● **RAW DATA**
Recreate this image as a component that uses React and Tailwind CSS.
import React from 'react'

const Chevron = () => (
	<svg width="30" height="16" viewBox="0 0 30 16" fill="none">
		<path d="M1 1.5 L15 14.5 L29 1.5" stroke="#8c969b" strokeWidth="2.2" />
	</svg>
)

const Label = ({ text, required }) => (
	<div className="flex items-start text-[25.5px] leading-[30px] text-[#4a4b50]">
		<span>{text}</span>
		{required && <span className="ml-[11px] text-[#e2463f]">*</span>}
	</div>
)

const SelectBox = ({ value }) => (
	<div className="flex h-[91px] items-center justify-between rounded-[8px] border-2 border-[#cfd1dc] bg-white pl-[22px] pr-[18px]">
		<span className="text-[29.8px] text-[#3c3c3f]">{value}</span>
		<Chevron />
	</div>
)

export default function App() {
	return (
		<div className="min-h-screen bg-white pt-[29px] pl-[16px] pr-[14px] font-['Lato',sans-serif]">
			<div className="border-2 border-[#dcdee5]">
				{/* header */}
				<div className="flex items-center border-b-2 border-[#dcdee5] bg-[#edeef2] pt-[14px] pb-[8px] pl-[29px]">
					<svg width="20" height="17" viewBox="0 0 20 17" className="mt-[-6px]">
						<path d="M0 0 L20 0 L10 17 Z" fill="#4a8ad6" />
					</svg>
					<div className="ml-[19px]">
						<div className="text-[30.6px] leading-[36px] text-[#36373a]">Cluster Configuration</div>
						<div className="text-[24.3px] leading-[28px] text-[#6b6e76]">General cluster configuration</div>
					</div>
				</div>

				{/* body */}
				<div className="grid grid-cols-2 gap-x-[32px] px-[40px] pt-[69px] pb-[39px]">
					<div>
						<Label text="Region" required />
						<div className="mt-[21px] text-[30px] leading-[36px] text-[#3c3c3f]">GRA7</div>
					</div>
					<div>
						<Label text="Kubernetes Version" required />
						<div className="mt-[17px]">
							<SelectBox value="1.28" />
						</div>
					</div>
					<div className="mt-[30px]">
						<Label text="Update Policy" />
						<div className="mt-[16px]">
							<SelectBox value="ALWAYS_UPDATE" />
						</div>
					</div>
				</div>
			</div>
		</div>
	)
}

● **SHORT TASK**
Your task is to repeat each line of the material exactly.

● **WORKED SOLUTION**
Recreate this image as a component that uses React and Tailwind CSS.
import React from 'react'

const Chevron = () => (
	<svg width="30" height="16" viewBox="0 0 30 16" fill="none">
		<path d="M1 1.5 L15 14.5 L29 1.5" stroke="#8c969b" strokeWidth="2.2" />
	</svg>
)

const Label = ({ text, required }) => (
	<div className="flex items-start text-[25.5px] leading-[30px] text-[#4a4b50]">
		<span>{text}</span>
		{required && <span className="ml-[11px] text-[#e2463f]">*</span>}
	</div>
)

const SelectBox = ({ value }) => (
	<div className="flex h-[91px] items-center justify-between rounded-[8px] border-2 border-[#cfd1dc] bg-white pl-[22px] pr-[18px]">
		<span className="text-[29.8px] text-[#3c3c3f]">{value}</span>
		<Chevron />
	</div>
)

export default function App() {
	return (
		<div className="min-h-screen bg-white pt-[29px] pl-[16px] pr-[14px] font-['Lato',sans-serif]">
			<div className="border-2 border-[#dcdee5]">
				{/* header */}
				<div className="flex items-center border-b-2 border-[#dcdee5] bg-[#edeef2] pt-[14px] pb-[8px] pl-[29px]">
					<svg width="20" height="17" viewBox="0 0 20 17" className="mt-[-6px]">
						<path d="M0 0 L20 0 L10 17 Z" fill="#4a8ad6" />
					</svg>
					<div className="ml-[19px]">
						<div className="text-[30.6px] leading-[36px] text-[#36373a]">Cluster Configuration</div>
						<div className="text-[24.3px] leading-[28px] text-[#6b6e76]">General cluster configuration</div>
					</div>
				</div>

				{/* body */}
				<div className="grid grid-cols-2 gap-x-[32px] px-[40px] pt-[69px] pb-[39px]">
					<div>
						<Label text="Region" required />
						<div className="mt-[21px] text-[30px] leading-[36px] text-[#3c3c3f]">GRA7</div>
					</div>
					<div>
						<Label text="Kubernetes Version" required />
						<div className="mt-[17px]">
							<SelectBox value="1.28" />
						</div>
					</div>
					<div className="mt-[30px]">
						<Label text="Update Policy" />
						<div className="mt-[16px]">
							<SelectBox value="ALWAYS_UPDATE" />
						</div>
					</div>
				</div>
			</div>
		</div>
	)
}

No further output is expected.